Wednesday, November 7, 2007

All I want for Christmas...

Very soon the annual dilemma will rear its head once again: what is the difference between tradition and obligation? I've begun to see holiday commercials on TV, so I suspect that the next time I find myself in a shopping mall (black day...) I will hear holiday music. The radio stations will follow suit. Shall we run down the permutations?

- Instrumental Holidays: possibly soundtrack music, possibly new age, possibly an orchestra on crystal meth; at least no one's singing.
- Heart On Sleeve Holidays: songs from a number of decades, taking the holidays as an opportunity to exhort that we end war, end hunger, end oppression.
- New Wave Holidays: all those eighties artists who cashed in with a holiday song, or album.
- Vintage, So Supposedly Sophisticated Holidays: great standards vocalists singing classic secular (and occasionally religious) holiday songs. Popular with home decor stores, who would also like to sell you a compilation of this music.
- Bad Covers Holidays: current artists doing questionable new versions of songs from all the previous categories.

Somehow it's a huge recipe for failure, with too many conflicting ingredients. Is it possible to balance an altruistic season against a commercial one? What, if anything, really changes if part of the proceeds from some of these records is going to a charity? (In other words, why didn't any of your summer singles benefit a charity?) If it's actually a good song, how many seasons of hearing it on heavy rotation before you'll hate it just like the rest of them? There's no denying that the holiday season is a season of traditions, across the board. And tradition implies repetition, hopefully ritual. But what portion of our holiday seasons feel that meaningful, and what portion feel more like obligations?

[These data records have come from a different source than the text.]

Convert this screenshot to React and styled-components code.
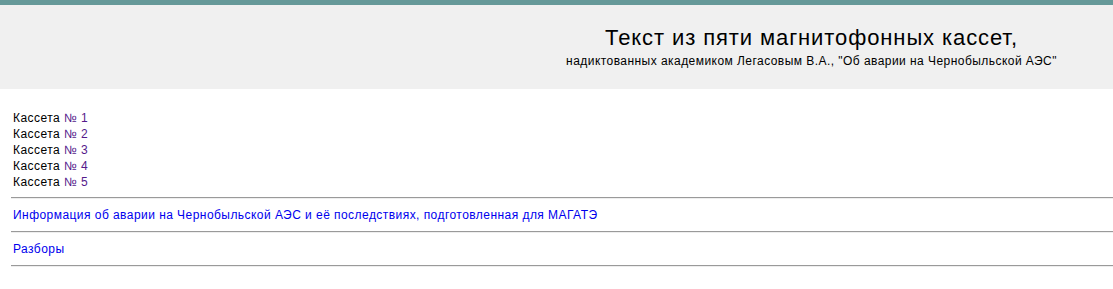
import React from "react";
import styled, { createGlobalStyle } from "styled-components";

const Global = createGlobalStyle`
  html, body { margin: 0; padding: 0; background: #ffffff; }
  body { font-family: "Liberation Sans", Arial, sans-serif; font-size: 12px; letter-spacing: 0.45px; color: #000; }
`;

const Page = styled.div`
  border-top: 5px solid #669999;
`;

const Header = styled.header`
  background: #f0f0f0;
  height: 84px;
  box-sizing: border-box;
  display: grid;
  grid-template-columns: 510px 1fr;
  padding-top: 21px;
`;

const HeaderText = styled.div`
  grid-column: 2;
  display: flex;
  flex-direction: column;
  align-items: center;
  text-align: center;
`;

const Title = styled.h1`
  margin: 0;
  font-size: 22px;
  letter-spacing: 0.9px;
  font-weight: normal;
  line-height: 24px;
`;

const Subtitle = styled.div`
  font-size: 12px;
  line-height: 16px;
  margin-top: 3px;
`;

const Content = styled.main`
  padding: 21px 0 0 11px;
`;

const CassetteList = styled.div`
  padding-left: 2px;
  line-height: 16px;
`;

const Row = styled.div`
  line-height: 16px;
`;

const Link = styled.a`
  color: ${(p) => (p.$visited ? "#551a8b" : "#0000ee")};
  text-decoration: none;
`;

const Rule = styled.hr`
  margin: ${(p) => (p.$top ?? 8)}px 0 8px;
  border: 0;
  border-top: 1px solid #9a9a9a;
  border-bottom: 1px solid #eeeeee;
  height: 0;
`;

const Section = styled.div`
  padding-left: 2px;
  line-height: 16px;
`;

export default function App() {
  return (
    <Page>
      <Global />
      <Header>
        <HeaderText>
          <Title>Текст из пяти магнитофонных кассет,</Title>
          <Subtitle>
            надиктованных академиком Легасовым В.А., "Об аварии на Чернобыльской АЭС"
          </Subtitle>
        </HeaderText>
      </Header>
      <Content>
        <CassetteList>
          {[1, 2, 3, 4, 5].map((n) => (
            <Row key={n}>
              Кассета <Link href="#" $visited>№ {n}</Link>
            </Row>
          ))}
        </CassetteList>
        <Rule $top={7} />
        <Section>
          <Link href="#">
            Информация об аварии на Чернобыльской АЭС и её последствиях, подготовленная для МАГАТЭ
          </Link>
        </Section>
        <Rule />
        <Section>
          <Link href="#">Разборы</Link>
        </Section>
        <Rule />
      </Content>
    </Page>
  );
}
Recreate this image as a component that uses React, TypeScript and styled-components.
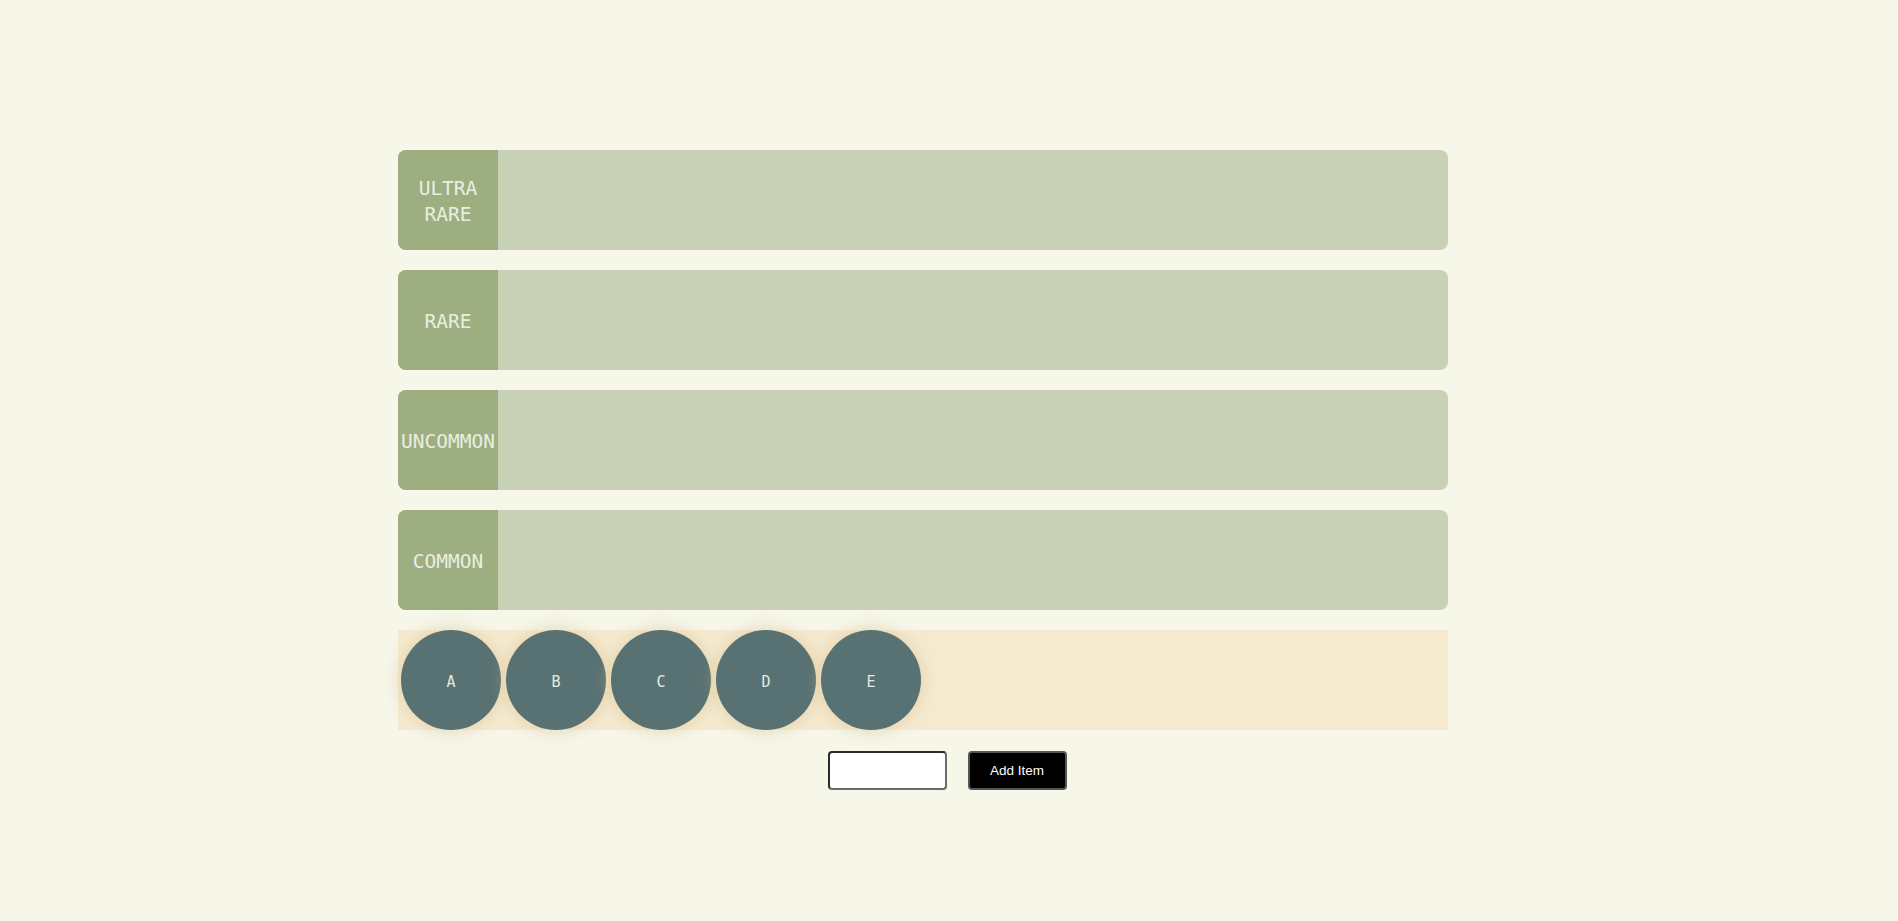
import React from "react";
import styled, { createGlobalStyle } from "styled-components";

const Global = createGlobalStyle`
  html, body { margin: 0; padding: 0; background: #f6f6e9; }
  body { font-family: "DejaVu Sans Mono", monospace; }
`;

const Page = styled.div`
  display: flex;
  flex-direction: column;
  align-items: center;
  padding-top: 150px;
`;

const Board = styled.div`
  width: 1102px;
  display: flex;
  flex-direction: column;
  gap: 20px;
`;

const Tier = styled.div`
  width: 1050px;
  height: 100px;
  display: flex;
  background: #c8d0b6;
  border-radius: 8px;
  overflow: hidden;
`;

const TierLabel = styled.div`
  width: 100px;
  flex: none;
  background: #9dae80;
  color: #eaeee0;
  display: flex;
  align-items: center;
  justify-content: center;
  text-align: center;
  font-family: "DejaVu Sans Mono", monospace;
  font-size: 19.5px;
  line-height: 26px;
  padding-top: 3px;
  box-sizing: border-box;
`;

const Pool = styled.div`
  width: 1050px;
  height: 100px;
  background: #f5ead0;
  display: flex;
  align-items: center;
  gap: 5px;
  padding-left: 3px;
  box-sizing: border-box;
`;

const Chip = styled.div`
  width: 100px;
  height: 100px;
  flex: none;
  border-radius: 50%;
  background: #587173;
  color: #e3ebe6;
  display: flex;
  align-items: center;
  justify-content: center;
  font-family: "DejaVu Sans Mono", monospace;
  font-size: 15px;
  padding-top: 3px;
  box-sizing: border-box;
  box-shadow: 0 0 14px 3px rgba(214, 190, 140, 0.45);
`;

const Controls = styled.div`
  display: flex;
  justify-content: center;
  align-items: center;
  gap: 21px;
  margin-top: 21px;
  padding-right: 4px;
`;

const Input = styled.input`
  width: 119px;
  height: 39px;
  box-sizing: border-box;
  border: 2px solid #2a2a2a;
  border-bottom-color: #6a6a66;
  border-right-color: #6a6a66;
  border-radius: 4px;
  background: #fff;
  padding: 0 6px;
  outline: none;
`;

const Button = styled.button`
  width: 99px;
  height: 39px;
  box-sizing: border-box;
  background: #000;
  color: #fff;
  border: 2px solid #555;
  border-radius: 4px;
  font-family: "Liberation Sans", Arial, sans-serif;
  font-size: 13.5px;
  cursor: pointer;
`;

const tiers = [["ULTRA", "RARE"], ["RARE"], ["UNCOMMON"], ["COMMON"]];
const items = ["A", "B", "C", "D", "E"];

export default function App() {
  return (
    <>
      <Global />
      <Page>
        <Board>
          {tiers.map((t) => (
            <Tier key={t.join(" ")}>
              <TierLabel>
                {t.map((w, i) => (
                  <React.Fragment key={w}>
                    {i > 0 && <br />}
                    {w}
                  </React.Fragment>
                ))}
              </TierLabel>
            </Tier>
          ))}
          <Pool>
            {items.map((it) => (
              <Chip key={it}>{it}</Chip>
            ))}
          </Pool>
        </Board>
        <Controls>
          <Input type="text" />
          <Button>Add Item</Button>
        </Controls>
      </Page>
    </>
  );
}
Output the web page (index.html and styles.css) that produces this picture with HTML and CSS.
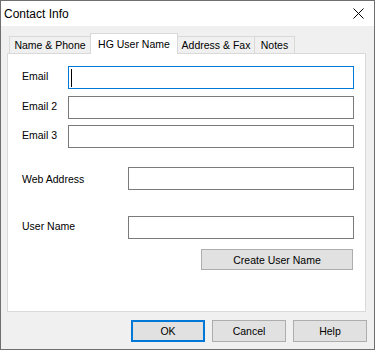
FILE: index.html
```html
<!DOCTYPE html>
<html lang="en">
<head>
    <meta charset="UTF-8">
    <title>Contact Info</title>
    <link rel="stylesheet" href="styles.css">
</head>
<body>
    <div class="window">
        <div class="titleBar">
            <span class="title">Contact Info</span>
            <svg class="closeIcon" width="11" height="11" viewBox="0 0 11 11">
                <path d="M0.5 0.5 L10.5 10.5 M10.5 0.5 L0.5 10.5" stroke="#000" stroke-width="1" fill="none"/>
            </svg>
        </div>
        <div class="client">
            <div class="tabs">
                <div class="tab tabName">Name &amp; Phone</div>
                <div class="tab tabUser active">HG User Name</div>
                <div class="tab tabAddress">Address &amp; Fax</div>
                <div class="tab tabNotes">Notes</div>
            </div>
            <div class="page">
                <div class="row">
                    <label class="shortLabel">Email</label>
                    <div class="field focused"><span class="caret"></span></div>
                </div>
                <div class="row rowEmail2">
                    <label class="shortLabel">Email 2</label>
                    <div class="field"></div>
                </div>
                <div class="row rowEmail3">
                    <label class="shortLabel">Email 3</label>
                    <div class="field"></div>
                </div>
                <div class="row rowWeb">
                    <label class="longLabel">Web Address</label>
                    <div class="field"></div>
                </div>
                <div class="row rowUser">
                    <label class="longLabel userLabel">User Name</label>
                    <div class="field"></div>
                </div>
                <div class="createRow">
                    <button class="btn createBtn">Create User Name</button>
                </div>
            </div>
            <div class="buttons">
                <button class="btn default">OK</button>
                <button class="btn">Cancel</button>
                <button class="btn">Help</button>
            </div>
        </div>
    </div>
</body>
</html>
```

FILE: styles.css
```css
* {
    margin: 0;
    padding: 0;
    box-sizing: border-box;
}

body {
    font-family: "Liberation Sans", Arial, sans-serif;
    font-size: 10.5px;
    color: #000;
    background: #fff;
}

.window {
    width: 375px;
    height: 350px;
    border: 1px solid #6f6f6f;
    display: flex;
    flex-direction: column;
}

.titleBar {
    height: 25px;
    background: #fff;
    display: flex;
    align-items: center;
    justify-content: space-between;
    padding: 0 10px 0 3px;
}

.title {
    font-size: 12px;
}

.closeIcon {
    display: block;
}

.client {
    flex: 1;
    background: #f0f0f0;
    padding: 7px 6px 0 6px;
}

.tabs {
    display: flex;
    align-items: flex-end;
    height: 20px;
    padding-left: 2px;
    position: relative;
    z-index: 1;
}

.tab {
    height: 17px;
    border: 1px solid #d9d9d9;
    border-bottom: none;
    background: #f0f0f0;
    display: flex;
    align-items: center;
    justify-content: center;
    white-space: nowrap;
    margin-left: -1px;
}

.tabName {
    width: 82px;
    margin-left: 0;
}

.tabUser {
    width: 88px;
}

.tabAddress {
    width: 78px;
}

.tabNotes {
    width: 41px;
}

.tab.active {
    height: 21px;
    margin-bottom: -1px;
    background: #fff;
    position: relative;
    z-index: 2;
}

.page {
    width: 359px;
    height: 259px;
    background: #fff;
    border: 1px solid #d9d9d9;
    padding: 12px 11px 0 14px;
}

.row {
    display: flex;
    align-items: center;
    height: 23px;
}

.rowEmail2 {
    margin-top: 7px;
}

.rowEmail3 {
    margin-top: 6px;
}

.rowWeb {
    margin-top: 19px;
}

.rowUser {
    margin-top: 26px;
}

.shortLabel {
    width: 46px;
    margin-top: -3px;
}

.longLabel {
    width: 106px;
}

.userLabel {
    margin-top: -4px;
}

.field {
    flex: 1;
    height: 23px;
    border: 1px solid #7a7a7a;
    background: #fff;
    padding: 2px 0 0 2px;
}

.field.focused {
    border-color: #0078d7;
}

.caret {
    display: block;
    width: 1px;
    height: 18px;
    background: #000;
}

.createRow {
    display: flex;
    justify-content: flex-end;
    margin-top: 10px;
    padding-right: 1px;
}

.btn {
    font-family: "Liberation Sans", Arial, sans-serif;
    font-size: 10.5px;
    color: #000;
    background: #e1e1e1;
    border: 1px solid #adadad;
    width: 74px;
    height: 22px;
}

.createBtn {
    width: 152px;
    height: 21px;
}

.btn.default {
    border: 2px solid #0078d7;
}

.buttons {
    display: flex;
    justify-content: flex-end;
    gap: 7px;
    margin-top: 8px;
    padding-right: 1px;
}
```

Yet no one has the guts to buck the system; I feel like there's a significant portion of the public that would appreciate a store that didn't oppress them with holiday music. (Or am I just projecting, here?) Not because of any political correctness, but just because they're sick of it.

At heart, retail culture is about as conformist and scared of change as any culture we have. When is the last time you have been genuinely surprised by anything that goes on in a store? From the way you were greeted, to the way the store was organized and merchandised, to the credit card or loyalty program at the register. Holiday music is no different; the only possible difference in a given year is how early it is rolled out.

I would love to see a retail store step up and take off the blinders with this. On one of your weekend holiday shopping trips, when you've been through a dozen stores and already heard six different versions of the Wham! standby 'Last Christmas' (as of this writing there are more than 30) would it be refreshing to walk into a store and just hear the Hot 100? (Which most of the radio stations have similarly abandoned, it should be mentioned.)

Or would someone like to step up to the programming plate and select music that evokes the holiday season without falling back on any of the cliches? Is such a thing possible? Is there music that addresses the spirit of the holiday season in ways that feel fresher, more genuine, more meaningful? I think that's a provocative challenge, and I will be thinking about it seriously as the next few months unfold.